When the interface binder is added to the resist solution, it is
preferably added in an amount of 1% by mass to 10% by mass based on
the amount of solids in the resist solution, because the interface
binding ability with respect to the laminate decreases. Moreover,
it is preferably added in an amount of 1% by mass to 5% by mass in
view of the ablation ability in the later-described ablation
step.
<Resist Layer Forming Step>
[0190] The resist layer forming step is a step of forming a resist
layer over the laminate for forming magnetic recording medium whose
surface has been treated in the surface treatment step.
[0191] The resist layer is formed by application of the nanoimprint
resist composition by means of a generally well-known coating
method such as dip coating, air knife coating, curtain coating,
wire bar coating, gravure coating, extrusion coating, spin coating,
or slit scanning. The thickness of the resist layer composed of the
nanoimprint resist composition differs depending on the intended
use purpose; however, it is 0.05 .mu.m to 30 .mu.m. The nanoimprint
resist composition may be applied multiple times.
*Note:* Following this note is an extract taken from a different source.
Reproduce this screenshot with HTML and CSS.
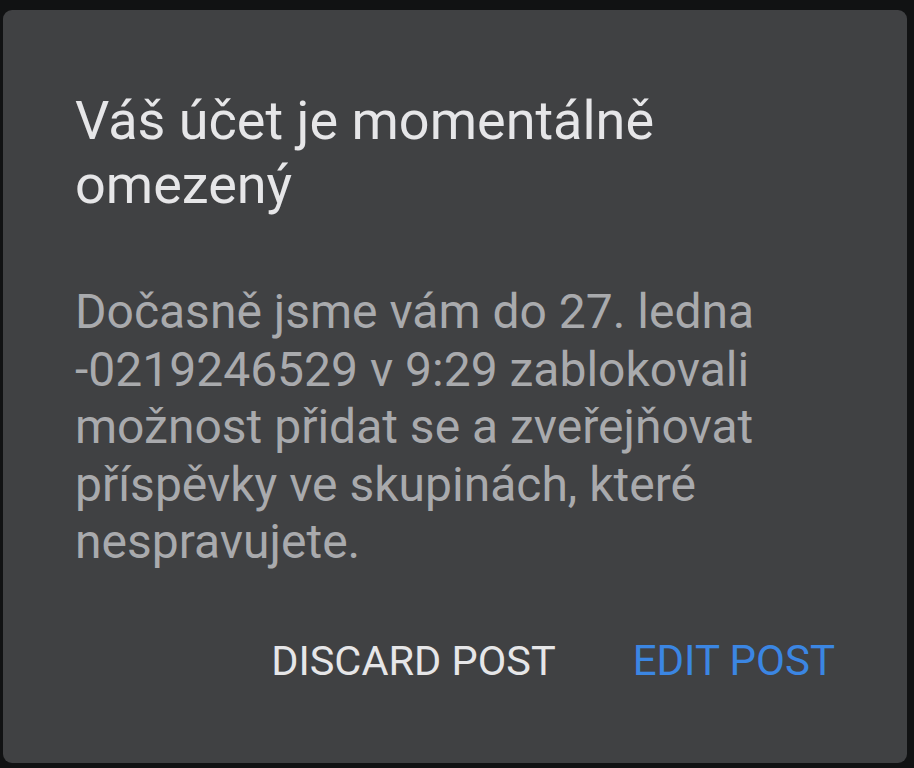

[0192] The substrate or support onto which the nanoimprint resist
composition is applied is not specifically limited; examples
include, for example, quarts, glass, optical films, ceramic
materials, vapor-deposited films, magnetic films, reflective films,
metal substrates made of Ni, Cu, Cr, Fe or the like, paper, SOG,
polymer substrates such as polyester films, polycarbonate films and
polyimide films, TFT array substrates, PDP electrode plates, glass
substrates, transparent plastic substrates, conductive base
materials such ITO and metal, insulating base materials, and
semiconductor substrates made of silicone, silicone nitride,
polysilicone, silicone oxide, amorphous silicone or the like. The
substrate may have a plate shape or roll shape.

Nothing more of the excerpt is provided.